After the creatively pleasing and critically hailed Up On The Ridge album, Dierks Bentley really had three ways he could go with his career. He could stay on that path which was more rootsy/bluegrass/edgy or he could revert to the sound of his previous hits like “Feel That Fire” and “Sideways” or he could return to the amalgam of Up On The Ridge and his mainstream country sounds. While many fans of Up on the Ridge would’ve chosen #1, Dierks has gone for #3. And what a smart choice it was. This is the sound that was featured on his first, self-titled album and it’s expanded upon here on Home, Dierks’ seventh album.

The title track “Home” is the second single from the album but it hints at the smart songwriting that was born from the Up On The Ridge experience. A patriotic song that’s neither pretentious nor jingoistic, “Home” has an ‘atmospheric’ melody that I said in my review of the single that it was ‘epic in scale and melody without ever succumbing to being too loud or too orchestral for some tastes.’ The first single, “Am I The Only One” was released nearly a year before the release of this album but it took a while to hit the top of the country charts after the Ridge excursion. The song starts off with the amalgam sound of that album and earlier Bentley songs and is married to a lyric that’s a boozy, light-hearted jam worthy of the #1 status it eventually secured while retaining some of the mojo that made “What What I Thinkin’” such an instant hit in 2003.

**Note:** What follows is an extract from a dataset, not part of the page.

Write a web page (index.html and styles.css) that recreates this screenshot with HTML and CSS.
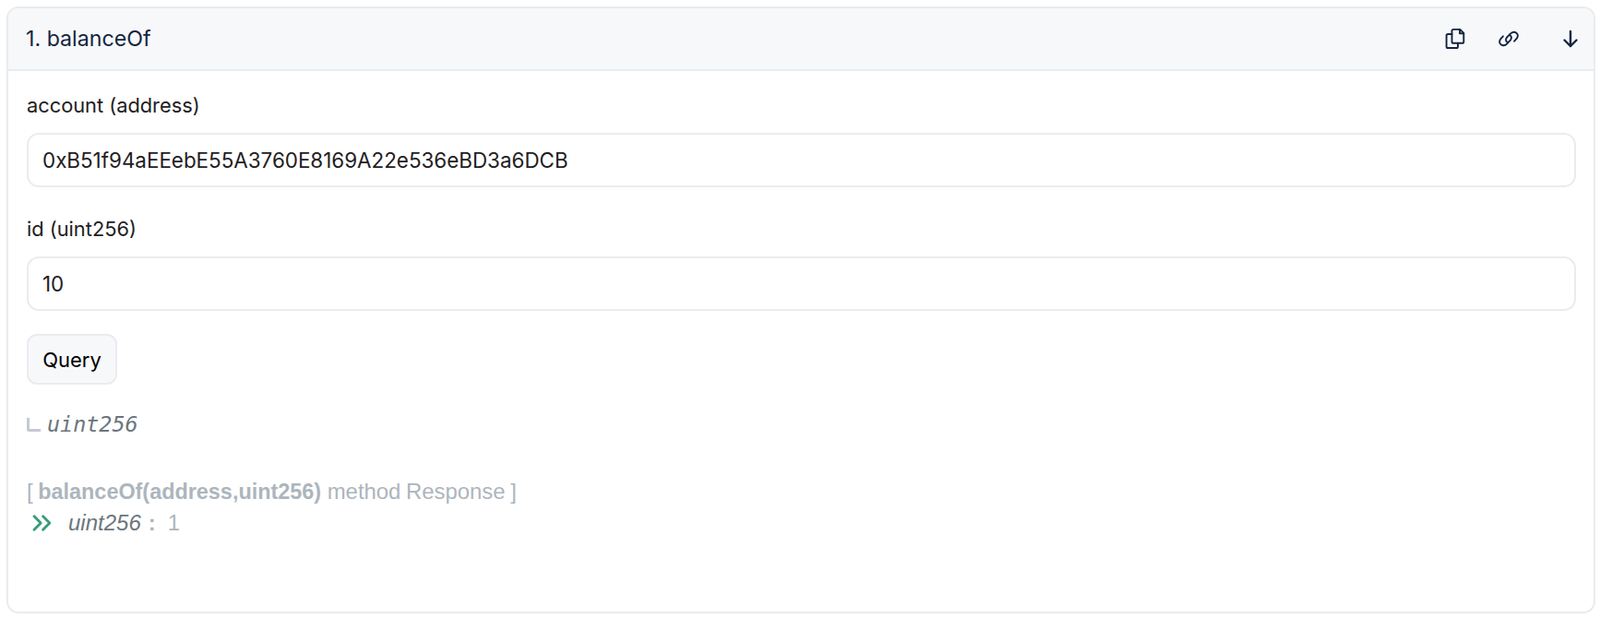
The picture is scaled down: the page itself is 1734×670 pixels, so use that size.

Dierks Mixes Classic Sound with Modern Edge on "Diamonds Make Babies" and "Gonna Die Young"

“Diamonds Make Babies” recalls fun two-step rockers from the 1990s or his own earlier album cuts but this time I have a feeling the tune could be a potential radio hit, something that can also be said about mid-tempo “Breathe You In,” which is a song that may be the most familiar sounding song of this album – it really compares to past ballads in both melody and imagery. “Gonna Die Young” has an obvious country/rock melody to it along with more Dierks’ trademark spit-fire vocal delivery and that too leads me to believe that this one could be the third single if they wanna play it safe a little bit. This isn’t to say it’s a bad song by any measure, it’s just a little safe.

A song that does sound different for Dierks Bentley is the melodically interesting “The Woods.” It has a sing-a-long melody and is very contemporary but being an example of his amalgamation of the roots music meeting contempary sounds, the lead guitar and percussive beat never overrides the mandolins, in fact the mandolin is as much a percussive instrument here as the bass and drums are. Written with American Bang front man Jaren Johnston and Jon Randall Stewart, the song is just a dynamite tune. 5-1-5-0”is a tune that follows the amalgam of past Bentley with “Ridge” Dierks and it, too, would make for a fun radio single.  “Heart of a Lonely Girl” is one of the five tunes on this 12 track record not co-written by Dierks (“Tip It On Back,” “Gonna Die Young,” “In My Head,” and “When You Gonna Come Around” are the others). This one has a celtic feel to it and definitely has more of the ‘Grass sound to it while also having quite a jovial melody despite the title.

"Home" Ranks Among Dierks Bentley's Best Albums

The sweet “Thinking Of You,” a song written for Dierks’ children, is a tune that rivals the best songs he’s ever written. Not unlike Radney Foster’s “Godspeed (Sweet Dreams)” or Josh Kelley’s “Naleigh Moon” this song is about the profound effect having children had on him. His daughter Evie also sings a few bars of the song as the album closes. It’s a nice way to end a very strong album, easily one of Dierks’best albums in a career of strong albums.